Und dann gibt er auf der Bühne immer alles, eine absolut humorlose Hochenergieleistung, keine Kommunikation mit dem Publikum, schiere Konzentration auf die Musik. Jetzt die zweite Seite, »Responsible«, das swingt sich gut rein. Es ist schon erstaunlich, dass ein kleines Düsseldorfer Punklabel diesen Meilenstein des Free Jazz wieder zugänglich macht. 

 

So absonderlich ist diese Traditionslinie nicht. In Köln fand Free Jazz bereits seit Mitte der 60er Jahre im damaligen »Salt Peanuts« statt, dem heutigen Tsunami. Köln war damals eine heimliche Free-Jazz-Hauptstadt, eine sehr heimliche allerdings. Hör mal, jetzt spielen sie ja richtig schön gerade. Das müssen Breuker und Parker sein. Für Brötzmann ist das Ins-trument primär ein Soundgenerator, spielerisch hat er sich erst ab den 70er Jahren entwickelt. 

 

Jetzt kommt das dritte und letzte Stück, »Musik für Han Bennink«, eine Hommage an den damals wichtigsten Schlagzeuger der Szene. Das erste Solo auf diesem Stück spielt aber nicht Bennink, sondern Sven-Åke Johansson. So viele wichtige Schlagzeuger gab es ja damals nicht.

 

Johansson spielt hier gerade seine charakteristischen Pulsketten, toll.

 

Versteht sich Brötzmann noch als Linker?

 

Ja, aber als resignierter. 1974 hat er in Polen bei einem Fernseh-Auftritt zum Abschluss Eislers »Einheitsfrontlied« improvisiert, das war natürlich ein Affront. 

 

Erstaunlich, dass Brötzmann 1974 in Polen spielen durfte.

 

Nein, die Polen waren in Europa berühmt für ihre frühe Free-Jazz-Szene. Das ist übrigens großartig, dass die Platte jetzt einfach so mit einem Pianosolo von van Hove endet. Denn der hat sich oft beklagt, dass er gegen die Wucht von Brötzmann oder Bennink nicht ankäme, die haben ja lange nach »Machine Gun« noch als Trio weiter gearbeitet.

 

Das Klavier klingt hier sehr schäbig, wie ein 100-Mark-Kasten. Aber in jedem Fall ein essentielles Werk.
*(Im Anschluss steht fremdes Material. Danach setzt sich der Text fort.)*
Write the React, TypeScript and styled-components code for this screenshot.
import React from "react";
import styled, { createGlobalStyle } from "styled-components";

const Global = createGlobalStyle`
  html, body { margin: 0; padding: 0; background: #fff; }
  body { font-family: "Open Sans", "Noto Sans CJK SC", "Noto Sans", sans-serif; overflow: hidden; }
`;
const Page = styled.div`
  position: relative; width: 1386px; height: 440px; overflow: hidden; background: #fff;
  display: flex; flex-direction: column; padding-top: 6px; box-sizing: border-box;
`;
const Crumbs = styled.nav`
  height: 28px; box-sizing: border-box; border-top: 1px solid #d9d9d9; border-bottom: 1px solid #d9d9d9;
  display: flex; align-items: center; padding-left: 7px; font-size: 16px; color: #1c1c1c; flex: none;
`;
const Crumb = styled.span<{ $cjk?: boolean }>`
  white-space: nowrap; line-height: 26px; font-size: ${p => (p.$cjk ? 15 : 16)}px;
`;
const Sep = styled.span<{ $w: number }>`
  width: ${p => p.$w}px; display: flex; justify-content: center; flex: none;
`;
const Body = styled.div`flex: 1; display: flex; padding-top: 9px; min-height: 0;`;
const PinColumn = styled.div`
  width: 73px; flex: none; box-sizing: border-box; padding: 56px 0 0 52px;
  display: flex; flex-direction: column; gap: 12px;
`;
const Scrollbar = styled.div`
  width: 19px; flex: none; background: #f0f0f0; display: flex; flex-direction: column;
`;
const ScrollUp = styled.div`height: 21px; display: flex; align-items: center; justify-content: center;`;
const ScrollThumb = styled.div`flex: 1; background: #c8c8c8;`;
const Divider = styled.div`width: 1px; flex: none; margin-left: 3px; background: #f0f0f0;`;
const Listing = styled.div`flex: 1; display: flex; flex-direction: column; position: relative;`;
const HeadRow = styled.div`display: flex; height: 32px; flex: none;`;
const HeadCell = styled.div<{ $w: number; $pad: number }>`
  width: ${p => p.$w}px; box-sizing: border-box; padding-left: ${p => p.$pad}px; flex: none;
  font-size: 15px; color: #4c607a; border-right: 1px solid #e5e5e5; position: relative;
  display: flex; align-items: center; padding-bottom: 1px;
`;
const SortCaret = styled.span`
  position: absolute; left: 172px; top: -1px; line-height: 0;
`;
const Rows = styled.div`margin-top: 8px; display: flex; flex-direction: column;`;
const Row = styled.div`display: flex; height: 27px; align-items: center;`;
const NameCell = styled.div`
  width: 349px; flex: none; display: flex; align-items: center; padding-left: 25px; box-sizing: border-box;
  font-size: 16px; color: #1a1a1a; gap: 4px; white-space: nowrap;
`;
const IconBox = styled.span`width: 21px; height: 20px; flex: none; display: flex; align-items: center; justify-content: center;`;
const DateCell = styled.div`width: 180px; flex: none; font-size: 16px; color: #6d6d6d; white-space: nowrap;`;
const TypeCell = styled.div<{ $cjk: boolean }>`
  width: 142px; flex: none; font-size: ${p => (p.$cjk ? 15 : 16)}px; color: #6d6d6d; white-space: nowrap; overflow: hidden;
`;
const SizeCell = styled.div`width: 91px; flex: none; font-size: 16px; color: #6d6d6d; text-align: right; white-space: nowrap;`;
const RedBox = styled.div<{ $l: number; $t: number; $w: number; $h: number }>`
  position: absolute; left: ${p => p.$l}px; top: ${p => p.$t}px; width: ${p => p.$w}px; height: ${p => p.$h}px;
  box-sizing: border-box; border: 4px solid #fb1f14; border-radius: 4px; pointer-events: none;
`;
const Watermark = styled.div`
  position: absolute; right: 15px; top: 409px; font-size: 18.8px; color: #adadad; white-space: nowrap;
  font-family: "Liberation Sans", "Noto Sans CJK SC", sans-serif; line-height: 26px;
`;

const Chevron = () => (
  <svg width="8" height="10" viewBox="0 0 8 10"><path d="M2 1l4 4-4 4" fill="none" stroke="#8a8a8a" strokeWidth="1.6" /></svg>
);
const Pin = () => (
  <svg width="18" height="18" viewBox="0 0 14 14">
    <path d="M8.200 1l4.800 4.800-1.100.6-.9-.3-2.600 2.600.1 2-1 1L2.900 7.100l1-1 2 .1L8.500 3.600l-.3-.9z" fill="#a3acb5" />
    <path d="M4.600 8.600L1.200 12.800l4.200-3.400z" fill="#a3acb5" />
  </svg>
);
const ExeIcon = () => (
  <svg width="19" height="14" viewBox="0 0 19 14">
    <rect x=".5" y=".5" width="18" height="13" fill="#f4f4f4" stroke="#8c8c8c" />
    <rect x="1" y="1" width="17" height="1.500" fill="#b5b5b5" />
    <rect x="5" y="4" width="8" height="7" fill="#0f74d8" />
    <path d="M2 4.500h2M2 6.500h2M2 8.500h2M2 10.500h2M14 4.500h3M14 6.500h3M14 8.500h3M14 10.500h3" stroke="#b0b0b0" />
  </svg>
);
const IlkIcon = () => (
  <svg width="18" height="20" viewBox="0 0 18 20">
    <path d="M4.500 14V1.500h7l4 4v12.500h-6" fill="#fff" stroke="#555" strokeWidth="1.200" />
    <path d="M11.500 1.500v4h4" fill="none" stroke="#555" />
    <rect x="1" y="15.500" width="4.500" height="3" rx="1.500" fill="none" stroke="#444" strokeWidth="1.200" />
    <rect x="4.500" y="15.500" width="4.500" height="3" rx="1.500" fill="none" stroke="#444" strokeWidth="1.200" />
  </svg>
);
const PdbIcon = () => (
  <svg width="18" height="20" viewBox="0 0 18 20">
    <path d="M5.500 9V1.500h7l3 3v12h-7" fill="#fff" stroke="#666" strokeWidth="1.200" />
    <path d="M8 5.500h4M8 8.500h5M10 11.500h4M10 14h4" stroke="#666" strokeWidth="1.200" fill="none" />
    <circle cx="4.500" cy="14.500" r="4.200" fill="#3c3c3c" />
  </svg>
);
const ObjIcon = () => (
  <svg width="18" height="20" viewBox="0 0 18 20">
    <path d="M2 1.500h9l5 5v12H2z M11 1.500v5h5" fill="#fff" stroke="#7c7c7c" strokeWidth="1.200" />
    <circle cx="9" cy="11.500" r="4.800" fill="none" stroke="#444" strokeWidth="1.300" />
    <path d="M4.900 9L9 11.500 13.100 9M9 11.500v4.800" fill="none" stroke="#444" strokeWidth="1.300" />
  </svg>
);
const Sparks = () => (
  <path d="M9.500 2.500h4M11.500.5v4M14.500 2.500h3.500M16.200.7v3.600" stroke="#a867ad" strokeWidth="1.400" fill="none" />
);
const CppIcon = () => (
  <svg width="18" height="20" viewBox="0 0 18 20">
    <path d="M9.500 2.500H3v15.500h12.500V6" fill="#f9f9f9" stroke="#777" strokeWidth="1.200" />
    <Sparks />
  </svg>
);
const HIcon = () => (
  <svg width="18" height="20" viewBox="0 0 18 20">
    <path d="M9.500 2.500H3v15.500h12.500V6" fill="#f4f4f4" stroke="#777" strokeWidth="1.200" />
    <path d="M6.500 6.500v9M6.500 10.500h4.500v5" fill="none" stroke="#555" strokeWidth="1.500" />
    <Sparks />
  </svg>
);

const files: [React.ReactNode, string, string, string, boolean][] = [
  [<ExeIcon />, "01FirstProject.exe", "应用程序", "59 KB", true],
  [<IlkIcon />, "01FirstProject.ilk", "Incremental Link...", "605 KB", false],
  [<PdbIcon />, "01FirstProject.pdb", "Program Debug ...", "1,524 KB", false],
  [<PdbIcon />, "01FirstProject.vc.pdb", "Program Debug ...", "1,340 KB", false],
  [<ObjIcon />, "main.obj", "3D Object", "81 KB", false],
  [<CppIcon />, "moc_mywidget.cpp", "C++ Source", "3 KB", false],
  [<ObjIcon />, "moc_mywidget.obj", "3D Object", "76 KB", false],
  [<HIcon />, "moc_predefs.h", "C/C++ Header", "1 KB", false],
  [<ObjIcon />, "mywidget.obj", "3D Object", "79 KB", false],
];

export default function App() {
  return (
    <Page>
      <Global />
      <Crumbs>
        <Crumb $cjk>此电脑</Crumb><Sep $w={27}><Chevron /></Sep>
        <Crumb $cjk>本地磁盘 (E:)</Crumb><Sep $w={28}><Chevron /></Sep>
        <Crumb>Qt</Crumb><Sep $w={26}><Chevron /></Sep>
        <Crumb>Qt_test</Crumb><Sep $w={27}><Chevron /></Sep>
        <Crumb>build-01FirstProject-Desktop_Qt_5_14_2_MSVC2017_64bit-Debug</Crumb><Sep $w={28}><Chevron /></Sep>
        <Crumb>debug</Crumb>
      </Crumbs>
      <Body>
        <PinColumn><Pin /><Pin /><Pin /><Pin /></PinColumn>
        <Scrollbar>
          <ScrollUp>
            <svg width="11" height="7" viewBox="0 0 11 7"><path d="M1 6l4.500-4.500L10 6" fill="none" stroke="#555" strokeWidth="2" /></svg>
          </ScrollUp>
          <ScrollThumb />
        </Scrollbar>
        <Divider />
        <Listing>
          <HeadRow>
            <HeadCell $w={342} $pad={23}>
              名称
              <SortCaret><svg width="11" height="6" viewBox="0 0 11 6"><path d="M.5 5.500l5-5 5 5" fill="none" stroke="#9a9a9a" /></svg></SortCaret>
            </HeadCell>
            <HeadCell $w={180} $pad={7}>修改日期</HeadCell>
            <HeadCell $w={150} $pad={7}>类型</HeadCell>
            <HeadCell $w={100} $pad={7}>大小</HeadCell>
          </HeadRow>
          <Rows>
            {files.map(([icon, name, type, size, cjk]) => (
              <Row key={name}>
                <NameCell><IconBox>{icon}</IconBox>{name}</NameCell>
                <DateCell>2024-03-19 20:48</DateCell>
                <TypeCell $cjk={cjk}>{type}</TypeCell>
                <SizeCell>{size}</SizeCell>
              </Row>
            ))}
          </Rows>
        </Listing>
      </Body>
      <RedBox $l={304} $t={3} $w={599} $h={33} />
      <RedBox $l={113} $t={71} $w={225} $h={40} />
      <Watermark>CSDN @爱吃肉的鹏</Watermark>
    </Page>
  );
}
Da wünschte man sich eine neuerliche Auf-führung.

 

Ich fände es toll, wenn eine ambitionierte Rockband sich des Stoffes annähme und das Album nachspielte.

 

Die Melvins?

 

Oder Kölner Indie-Wimps, die von dem Kram eigentlich keine Ahnung haben. Vielleicht die Pttrns? Das ist jetzt meine Bitte an die Szene. Aufführung dann im »Blue Shell«.